_Directions for this task_
Using the listing below, set down each line from the line containing "Recreate this image" through the line containing "const TURNS = [0, 72, 144, 216, 288];", both ends included, exactly and with nothing added.

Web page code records
-- -- --
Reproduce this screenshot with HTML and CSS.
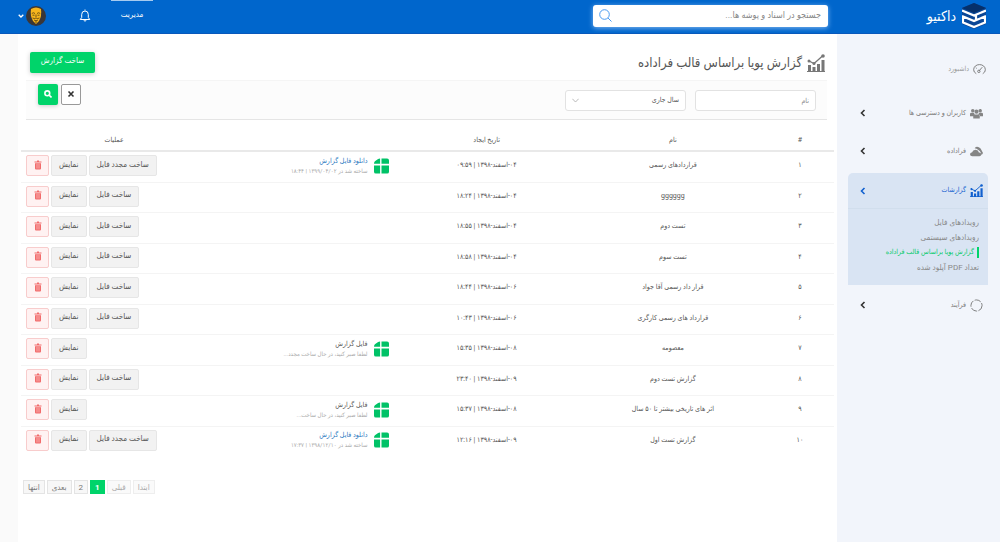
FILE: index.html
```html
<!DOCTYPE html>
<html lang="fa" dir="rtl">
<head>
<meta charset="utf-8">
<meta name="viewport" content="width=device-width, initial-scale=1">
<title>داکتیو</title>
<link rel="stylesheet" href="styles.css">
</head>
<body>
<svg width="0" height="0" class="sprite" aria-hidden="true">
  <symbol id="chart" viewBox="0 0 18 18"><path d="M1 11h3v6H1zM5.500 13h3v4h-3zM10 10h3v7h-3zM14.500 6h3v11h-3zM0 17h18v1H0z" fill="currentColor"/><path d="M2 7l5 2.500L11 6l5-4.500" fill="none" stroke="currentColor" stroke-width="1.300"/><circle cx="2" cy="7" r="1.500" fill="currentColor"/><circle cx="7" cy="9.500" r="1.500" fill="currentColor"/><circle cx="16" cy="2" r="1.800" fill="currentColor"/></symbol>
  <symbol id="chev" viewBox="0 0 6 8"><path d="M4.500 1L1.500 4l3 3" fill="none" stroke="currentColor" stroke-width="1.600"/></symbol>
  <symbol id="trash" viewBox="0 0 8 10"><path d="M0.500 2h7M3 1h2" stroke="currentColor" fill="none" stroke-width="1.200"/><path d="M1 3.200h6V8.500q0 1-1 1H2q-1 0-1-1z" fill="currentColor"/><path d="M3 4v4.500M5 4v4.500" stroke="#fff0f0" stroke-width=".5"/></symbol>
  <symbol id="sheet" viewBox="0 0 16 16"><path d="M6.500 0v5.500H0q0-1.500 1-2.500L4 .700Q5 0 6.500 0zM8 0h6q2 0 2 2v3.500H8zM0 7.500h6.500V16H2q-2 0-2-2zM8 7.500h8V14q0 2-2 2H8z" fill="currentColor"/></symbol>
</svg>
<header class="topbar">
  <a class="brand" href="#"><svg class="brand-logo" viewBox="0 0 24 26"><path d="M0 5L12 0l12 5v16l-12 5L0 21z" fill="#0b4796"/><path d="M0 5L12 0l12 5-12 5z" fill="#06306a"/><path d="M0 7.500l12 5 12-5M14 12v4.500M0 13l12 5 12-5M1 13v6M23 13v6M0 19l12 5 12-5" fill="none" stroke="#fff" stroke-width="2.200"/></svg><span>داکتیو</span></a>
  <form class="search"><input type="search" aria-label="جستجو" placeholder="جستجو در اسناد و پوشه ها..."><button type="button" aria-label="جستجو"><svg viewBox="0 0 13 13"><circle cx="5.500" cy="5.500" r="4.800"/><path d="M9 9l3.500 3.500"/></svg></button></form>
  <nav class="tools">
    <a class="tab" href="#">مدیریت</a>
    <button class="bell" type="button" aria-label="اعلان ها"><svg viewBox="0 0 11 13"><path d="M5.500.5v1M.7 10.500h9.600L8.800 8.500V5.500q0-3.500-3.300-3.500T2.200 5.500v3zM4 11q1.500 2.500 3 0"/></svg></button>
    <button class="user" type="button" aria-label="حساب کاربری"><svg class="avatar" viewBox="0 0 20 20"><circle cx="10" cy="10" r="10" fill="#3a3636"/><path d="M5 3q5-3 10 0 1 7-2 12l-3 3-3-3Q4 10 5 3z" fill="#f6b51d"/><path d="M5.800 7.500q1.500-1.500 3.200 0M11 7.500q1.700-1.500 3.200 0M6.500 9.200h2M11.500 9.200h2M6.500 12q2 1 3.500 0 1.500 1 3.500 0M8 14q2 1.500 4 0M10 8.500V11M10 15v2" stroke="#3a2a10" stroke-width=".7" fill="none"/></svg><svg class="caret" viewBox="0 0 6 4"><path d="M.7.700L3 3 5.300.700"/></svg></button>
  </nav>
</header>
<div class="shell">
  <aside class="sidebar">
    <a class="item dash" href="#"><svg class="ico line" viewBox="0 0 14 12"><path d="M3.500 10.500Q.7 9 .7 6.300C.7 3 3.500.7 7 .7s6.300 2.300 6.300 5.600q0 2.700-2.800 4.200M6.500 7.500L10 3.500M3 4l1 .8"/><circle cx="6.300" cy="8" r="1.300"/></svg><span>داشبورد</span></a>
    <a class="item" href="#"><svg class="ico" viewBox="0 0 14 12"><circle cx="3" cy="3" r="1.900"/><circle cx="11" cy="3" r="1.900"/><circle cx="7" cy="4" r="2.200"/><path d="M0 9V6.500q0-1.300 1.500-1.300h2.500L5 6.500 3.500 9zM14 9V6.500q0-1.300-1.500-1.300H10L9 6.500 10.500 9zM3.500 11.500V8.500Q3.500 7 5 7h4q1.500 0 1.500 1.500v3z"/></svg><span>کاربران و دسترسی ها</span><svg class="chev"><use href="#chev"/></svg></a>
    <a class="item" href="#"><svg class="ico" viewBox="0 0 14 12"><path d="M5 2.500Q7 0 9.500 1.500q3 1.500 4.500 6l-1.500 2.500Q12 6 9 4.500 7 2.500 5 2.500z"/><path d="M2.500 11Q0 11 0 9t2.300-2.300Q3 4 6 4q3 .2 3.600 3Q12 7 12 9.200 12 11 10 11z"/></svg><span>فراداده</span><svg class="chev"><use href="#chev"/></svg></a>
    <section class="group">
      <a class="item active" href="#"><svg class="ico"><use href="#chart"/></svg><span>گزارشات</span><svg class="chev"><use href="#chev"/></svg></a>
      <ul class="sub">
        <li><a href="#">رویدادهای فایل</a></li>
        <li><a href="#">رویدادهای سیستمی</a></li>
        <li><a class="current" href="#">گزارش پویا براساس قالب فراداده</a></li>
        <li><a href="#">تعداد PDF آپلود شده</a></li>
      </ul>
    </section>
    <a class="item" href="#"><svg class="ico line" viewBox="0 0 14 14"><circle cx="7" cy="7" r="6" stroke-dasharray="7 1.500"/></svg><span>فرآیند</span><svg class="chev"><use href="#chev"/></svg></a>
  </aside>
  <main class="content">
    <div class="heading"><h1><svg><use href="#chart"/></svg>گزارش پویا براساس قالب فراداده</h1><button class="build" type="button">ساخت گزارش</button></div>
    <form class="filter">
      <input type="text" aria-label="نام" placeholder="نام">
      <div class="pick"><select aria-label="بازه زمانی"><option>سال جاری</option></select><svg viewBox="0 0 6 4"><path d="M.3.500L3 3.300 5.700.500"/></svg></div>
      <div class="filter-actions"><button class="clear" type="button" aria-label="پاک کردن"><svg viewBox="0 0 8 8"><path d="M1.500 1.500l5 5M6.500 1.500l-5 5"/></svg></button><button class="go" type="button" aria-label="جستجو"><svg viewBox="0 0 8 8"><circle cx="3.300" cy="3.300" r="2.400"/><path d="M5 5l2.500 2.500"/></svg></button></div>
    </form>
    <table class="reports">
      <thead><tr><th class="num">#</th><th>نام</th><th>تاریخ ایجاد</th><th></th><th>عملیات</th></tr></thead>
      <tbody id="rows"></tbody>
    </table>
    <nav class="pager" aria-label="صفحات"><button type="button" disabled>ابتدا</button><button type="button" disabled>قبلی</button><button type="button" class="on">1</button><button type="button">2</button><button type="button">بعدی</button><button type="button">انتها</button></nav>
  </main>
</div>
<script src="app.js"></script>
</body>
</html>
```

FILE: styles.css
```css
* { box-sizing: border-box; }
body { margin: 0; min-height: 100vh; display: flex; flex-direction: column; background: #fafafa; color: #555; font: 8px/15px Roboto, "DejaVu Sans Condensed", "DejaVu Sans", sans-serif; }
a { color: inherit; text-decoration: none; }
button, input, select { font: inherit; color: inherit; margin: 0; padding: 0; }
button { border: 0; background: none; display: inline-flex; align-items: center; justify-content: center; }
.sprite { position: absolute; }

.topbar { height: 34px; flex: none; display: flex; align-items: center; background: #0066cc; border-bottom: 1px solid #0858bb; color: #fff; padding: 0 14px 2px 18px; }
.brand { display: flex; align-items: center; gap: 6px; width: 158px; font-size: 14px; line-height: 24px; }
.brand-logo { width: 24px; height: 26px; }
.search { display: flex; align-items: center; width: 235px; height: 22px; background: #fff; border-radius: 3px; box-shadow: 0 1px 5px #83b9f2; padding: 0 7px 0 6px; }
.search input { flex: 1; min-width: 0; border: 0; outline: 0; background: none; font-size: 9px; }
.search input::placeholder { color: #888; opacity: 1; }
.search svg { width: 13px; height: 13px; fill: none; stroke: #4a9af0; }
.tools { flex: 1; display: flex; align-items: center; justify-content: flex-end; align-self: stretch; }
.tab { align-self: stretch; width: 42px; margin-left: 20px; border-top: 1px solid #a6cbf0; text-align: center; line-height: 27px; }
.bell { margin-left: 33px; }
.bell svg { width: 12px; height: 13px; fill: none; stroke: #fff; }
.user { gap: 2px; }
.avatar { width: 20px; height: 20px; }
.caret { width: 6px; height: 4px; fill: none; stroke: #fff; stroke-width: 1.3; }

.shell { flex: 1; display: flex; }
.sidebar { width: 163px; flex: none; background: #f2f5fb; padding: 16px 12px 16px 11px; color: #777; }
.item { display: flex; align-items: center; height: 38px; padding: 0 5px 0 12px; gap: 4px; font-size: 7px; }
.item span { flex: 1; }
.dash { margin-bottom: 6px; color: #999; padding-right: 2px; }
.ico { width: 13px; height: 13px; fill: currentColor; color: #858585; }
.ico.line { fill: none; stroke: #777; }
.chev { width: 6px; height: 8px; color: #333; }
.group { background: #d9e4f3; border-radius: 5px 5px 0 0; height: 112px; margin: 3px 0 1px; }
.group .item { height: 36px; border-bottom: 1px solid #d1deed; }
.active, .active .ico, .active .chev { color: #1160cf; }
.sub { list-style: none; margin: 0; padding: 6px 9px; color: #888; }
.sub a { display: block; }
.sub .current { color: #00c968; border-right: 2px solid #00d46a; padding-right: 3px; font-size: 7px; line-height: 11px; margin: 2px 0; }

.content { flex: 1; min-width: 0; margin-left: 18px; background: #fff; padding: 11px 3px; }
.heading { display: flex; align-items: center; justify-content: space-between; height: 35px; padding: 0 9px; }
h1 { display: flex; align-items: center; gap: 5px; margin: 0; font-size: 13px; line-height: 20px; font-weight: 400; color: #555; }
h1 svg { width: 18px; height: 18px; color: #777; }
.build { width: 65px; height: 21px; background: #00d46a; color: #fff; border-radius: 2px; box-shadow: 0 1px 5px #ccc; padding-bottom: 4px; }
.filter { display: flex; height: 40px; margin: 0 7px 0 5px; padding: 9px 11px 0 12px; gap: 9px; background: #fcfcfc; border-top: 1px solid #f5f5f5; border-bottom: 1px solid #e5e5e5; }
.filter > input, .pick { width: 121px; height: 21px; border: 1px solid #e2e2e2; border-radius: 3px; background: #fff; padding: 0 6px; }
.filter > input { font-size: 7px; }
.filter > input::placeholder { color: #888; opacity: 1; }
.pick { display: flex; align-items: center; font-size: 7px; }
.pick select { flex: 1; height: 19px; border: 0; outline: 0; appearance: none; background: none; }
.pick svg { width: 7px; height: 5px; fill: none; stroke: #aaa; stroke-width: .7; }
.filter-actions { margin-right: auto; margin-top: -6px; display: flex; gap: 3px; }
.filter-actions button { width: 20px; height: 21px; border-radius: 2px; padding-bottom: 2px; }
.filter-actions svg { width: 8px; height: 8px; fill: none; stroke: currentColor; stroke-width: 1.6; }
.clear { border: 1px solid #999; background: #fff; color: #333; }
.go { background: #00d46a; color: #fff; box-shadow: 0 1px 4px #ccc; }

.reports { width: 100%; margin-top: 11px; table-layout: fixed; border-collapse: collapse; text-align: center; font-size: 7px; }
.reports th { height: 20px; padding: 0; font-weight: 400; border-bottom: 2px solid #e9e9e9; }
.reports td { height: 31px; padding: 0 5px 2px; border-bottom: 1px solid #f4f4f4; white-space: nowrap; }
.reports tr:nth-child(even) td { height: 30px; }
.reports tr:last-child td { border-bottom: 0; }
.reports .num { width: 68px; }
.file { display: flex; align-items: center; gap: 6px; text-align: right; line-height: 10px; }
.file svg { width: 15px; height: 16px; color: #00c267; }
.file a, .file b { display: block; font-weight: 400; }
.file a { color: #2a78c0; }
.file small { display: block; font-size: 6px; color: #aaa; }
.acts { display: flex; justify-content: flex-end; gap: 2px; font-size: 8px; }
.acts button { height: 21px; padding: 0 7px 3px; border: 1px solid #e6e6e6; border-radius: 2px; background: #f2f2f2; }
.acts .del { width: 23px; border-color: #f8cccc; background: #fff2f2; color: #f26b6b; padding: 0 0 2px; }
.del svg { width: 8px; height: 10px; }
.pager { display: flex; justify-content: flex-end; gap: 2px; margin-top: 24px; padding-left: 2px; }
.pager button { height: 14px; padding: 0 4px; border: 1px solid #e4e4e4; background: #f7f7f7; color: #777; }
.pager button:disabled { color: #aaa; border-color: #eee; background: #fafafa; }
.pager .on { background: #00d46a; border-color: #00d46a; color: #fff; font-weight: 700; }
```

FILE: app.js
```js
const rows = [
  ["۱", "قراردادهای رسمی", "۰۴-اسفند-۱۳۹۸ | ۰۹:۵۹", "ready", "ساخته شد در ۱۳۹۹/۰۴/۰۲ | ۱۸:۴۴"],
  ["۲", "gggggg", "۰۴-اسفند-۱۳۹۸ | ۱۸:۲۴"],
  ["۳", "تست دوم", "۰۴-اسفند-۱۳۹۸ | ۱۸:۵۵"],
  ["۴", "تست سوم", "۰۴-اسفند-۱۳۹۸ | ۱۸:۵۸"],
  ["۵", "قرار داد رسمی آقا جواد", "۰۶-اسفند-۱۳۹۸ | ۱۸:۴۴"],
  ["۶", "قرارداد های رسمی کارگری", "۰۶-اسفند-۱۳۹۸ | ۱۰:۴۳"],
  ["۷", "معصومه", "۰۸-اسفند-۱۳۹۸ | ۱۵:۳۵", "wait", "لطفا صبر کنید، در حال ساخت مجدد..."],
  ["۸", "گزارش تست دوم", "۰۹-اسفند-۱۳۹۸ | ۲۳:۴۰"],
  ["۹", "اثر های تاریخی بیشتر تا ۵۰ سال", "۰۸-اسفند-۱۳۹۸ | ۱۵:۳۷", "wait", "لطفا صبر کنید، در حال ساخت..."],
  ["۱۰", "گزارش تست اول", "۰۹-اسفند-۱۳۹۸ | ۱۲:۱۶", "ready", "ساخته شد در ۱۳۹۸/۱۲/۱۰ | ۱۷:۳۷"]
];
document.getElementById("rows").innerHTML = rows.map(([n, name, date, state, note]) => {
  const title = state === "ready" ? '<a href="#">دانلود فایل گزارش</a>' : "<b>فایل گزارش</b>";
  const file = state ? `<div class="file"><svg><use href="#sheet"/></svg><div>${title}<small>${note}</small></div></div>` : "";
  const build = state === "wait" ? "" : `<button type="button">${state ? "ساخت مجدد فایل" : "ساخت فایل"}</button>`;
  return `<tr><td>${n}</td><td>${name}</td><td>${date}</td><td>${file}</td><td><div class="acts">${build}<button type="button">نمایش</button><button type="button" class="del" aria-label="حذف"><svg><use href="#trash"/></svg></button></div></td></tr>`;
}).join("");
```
-- -- --
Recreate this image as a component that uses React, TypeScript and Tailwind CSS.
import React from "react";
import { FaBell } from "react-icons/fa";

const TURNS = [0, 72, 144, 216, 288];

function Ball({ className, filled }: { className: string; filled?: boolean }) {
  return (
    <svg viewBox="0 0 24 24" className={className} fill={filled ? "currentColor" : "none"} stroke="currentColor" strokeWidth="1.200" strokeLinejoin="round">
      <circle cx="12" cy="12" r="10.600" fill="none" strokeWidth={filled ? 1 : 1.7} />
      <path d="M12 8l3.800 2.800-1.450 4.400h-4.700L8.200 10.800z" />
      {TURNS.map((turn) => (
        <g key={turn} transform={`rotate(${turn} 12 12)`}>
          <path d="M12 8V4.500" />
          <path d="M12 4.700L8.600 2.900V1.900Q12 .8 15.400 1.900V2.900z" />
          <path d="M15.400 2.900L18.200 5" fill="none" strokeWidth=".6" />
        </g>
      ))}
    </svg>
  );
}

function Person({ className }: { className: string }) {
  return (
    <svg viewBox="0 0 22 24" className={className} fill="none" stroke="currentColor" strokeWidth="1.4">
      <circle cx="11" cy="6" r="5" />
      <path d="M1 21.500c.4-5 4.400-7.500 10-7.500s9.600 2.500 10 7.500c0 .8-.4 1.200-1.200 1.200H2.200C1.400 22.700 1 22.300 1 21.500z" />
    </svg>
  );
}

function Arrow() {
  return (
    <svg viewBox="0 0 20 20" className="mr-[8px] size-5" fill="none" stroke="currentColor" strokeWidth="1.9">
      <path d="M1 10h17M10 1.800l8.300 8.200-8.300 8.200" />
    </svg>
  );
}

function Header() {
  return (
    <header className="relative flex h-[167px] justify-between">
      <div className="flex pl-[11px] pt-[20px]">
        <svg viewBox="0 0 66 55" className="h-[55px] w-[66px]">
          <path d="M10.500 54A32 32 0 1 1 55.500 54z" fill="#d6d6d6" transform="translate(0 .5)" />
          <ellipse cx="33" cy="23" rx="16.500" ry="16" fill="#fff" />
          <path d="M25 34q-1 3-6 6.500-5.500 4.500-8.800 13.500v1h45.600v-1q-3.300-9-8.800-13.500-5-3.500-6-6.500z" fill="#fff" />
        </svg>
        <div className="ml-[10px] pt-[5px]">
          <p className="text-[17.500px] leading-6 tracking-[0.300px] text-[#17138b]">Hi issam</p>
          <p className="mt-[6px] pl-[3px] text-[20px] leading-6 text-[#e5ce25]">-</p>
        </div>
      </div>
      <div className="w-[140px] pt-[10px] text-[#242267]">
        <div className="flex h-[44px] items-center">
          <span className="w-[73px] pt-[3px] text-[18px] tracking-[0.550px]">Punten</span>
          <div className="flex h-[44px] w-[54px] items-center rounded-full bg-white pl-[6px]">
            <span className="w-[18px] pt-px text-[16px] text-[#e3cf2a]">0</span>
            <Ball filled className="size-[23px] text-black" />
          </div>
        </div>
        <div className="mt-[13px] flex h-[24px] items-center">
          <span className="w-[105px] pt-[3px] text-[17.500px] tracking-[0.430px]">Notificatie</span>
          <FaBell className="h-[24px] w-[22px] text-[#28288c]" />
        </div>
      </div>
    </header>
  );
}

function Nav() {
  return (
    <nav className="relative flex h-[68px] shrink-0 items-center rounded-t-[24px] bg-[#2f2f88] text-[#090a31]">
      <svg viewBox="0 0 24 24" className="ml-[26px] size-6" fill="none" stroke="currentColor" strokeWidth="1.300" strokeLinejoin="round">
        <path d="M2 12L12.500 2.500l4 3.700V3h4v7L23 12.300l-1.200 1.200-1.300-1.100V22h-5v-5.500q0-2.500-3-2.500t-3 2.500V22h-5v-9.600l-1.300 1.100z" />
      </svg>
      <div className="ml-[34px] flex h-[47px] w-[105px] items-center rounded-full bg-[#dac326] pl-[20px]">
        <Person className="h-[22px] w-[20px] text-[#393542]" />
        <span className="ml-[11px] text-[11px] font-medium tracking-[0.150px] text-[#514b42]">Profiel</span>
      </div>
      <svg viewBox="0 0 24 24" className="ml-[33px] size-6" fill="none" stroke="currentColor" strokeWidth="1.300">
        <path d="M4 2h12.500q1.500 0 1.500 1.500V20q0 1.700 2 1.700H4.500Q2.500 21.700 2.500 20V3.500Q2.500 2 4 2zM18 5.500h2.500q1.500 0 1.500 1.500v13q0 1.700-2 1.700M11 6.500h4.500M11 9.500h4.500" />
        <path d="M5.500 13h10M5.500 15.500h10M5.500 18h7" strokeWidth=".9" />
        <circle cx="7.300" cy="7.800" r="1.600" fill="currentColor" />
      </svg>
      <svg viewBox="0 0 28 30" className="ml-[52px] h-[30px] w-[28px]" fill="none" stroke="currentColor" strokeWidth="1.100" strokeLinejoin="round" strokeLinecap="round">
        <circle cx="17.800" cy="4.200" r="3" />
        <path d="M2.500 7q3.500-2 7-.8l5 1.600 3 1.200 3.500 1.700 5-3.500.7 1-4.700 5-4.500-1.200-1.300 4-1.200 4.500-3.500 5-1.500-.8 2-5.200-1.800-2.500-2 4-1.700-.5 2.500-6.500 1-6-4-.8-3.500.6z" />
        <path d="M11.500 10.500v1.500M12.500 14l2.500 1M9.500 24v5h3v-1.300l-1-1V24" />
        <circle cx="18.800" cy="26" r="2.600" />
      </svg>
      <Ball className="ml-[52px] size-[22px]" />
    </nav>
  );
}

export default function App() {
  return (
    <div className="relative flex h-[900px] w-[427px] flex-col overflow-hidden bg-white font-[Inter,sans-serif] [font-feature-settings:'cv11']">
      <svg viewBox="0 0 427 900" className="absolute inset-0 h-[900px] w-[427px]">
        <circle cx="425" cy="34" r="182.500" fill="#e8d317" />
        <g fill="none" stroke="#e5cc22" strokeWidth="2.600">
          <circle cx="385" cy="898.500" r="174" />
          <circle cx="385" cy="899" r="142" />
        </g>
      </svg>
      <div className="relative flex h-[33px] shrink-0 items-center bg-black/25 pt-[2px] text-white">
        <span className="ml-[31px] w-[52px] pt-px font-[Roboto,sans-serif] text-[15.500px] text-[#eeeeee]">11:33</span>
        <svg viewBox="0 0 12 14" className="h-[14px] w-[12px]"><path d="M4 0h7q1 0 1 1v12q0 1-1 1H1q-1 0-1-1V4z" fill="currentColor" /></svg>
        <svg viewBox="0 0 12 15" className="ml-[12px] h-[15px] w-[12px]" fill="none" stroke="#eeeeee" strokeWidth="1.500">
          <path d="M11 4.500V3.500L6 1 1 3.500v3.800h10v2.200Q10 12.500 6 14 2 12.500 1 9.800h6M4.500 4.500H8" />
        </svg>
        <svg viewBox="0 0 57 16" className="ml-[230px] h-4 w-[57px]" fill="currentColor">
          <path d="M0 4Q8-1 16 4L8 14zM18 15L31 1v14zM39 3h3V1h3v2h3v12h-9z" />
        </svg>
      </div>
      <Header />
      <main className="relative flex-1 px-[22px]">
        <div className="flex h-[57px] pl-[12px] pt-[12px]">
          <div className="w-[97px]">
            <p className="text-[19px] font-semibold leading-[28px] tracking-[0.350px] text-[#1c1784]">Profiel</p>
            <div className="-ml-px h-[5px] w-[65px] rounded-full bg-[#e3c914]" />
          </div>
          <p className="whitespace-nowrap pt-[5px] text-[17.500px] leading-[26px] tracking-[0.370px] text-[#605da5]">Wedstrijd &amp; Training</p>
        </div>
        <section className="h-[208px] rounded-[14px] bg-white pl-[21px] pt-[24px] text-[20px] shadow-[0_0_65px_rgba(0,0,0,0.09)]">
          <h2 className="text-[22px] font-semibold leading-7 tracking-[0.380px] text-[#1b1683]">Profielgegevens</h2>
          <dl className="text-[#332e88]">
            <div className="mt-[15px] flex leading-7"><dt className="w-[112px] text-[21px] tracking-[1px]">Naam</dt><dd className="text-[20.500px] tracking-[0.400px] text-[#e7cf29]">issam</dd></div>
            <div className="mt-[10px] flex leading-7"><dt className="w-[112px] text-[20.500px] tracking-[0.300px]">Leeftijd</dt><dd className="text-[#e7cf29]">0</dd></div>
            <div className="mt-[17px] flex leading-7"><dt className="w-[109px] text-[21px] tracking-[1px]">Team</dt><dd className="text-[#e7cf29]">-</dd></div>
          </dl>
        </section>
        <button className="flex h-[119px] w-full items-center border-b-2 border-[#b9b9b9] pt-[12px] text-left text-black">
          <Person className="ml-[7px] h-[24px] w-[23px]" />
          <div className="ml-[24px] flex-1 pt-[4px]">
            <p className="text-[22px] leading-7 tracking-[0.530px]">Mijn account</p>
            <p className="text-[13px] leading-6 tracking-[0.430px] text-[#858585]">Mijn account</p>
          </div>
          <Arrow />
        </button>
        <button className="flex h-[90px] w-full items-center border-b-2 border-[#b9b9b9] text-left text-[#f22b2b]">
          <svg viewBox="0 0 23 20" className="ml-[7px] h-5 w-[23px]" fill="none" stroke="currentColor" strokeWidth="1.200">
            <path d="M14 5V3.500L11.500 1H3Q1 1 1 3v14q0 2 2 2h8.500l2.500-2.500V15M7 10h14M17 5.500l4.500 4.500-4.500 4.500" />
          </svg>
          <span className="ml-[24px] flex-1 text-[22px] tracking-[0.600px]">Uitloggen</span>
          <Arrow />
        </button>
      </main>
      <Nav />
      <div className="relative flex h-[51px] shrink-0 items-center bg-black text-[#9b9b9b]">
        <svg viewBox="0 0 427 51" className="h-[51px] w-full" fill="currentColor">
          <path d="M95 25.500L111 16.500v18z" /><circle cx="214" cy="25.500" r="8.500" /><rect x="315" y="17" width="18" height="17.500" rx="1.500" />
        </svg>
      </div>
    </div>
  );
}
-- -- --
_Written solution_
Recreate this image as a component that uses React, TypeScript and Tailwind CSS.
import React from "react";
import { FaBell } from "react-icons/fa";

const TURNS = [0, 72, 144, 216, 288];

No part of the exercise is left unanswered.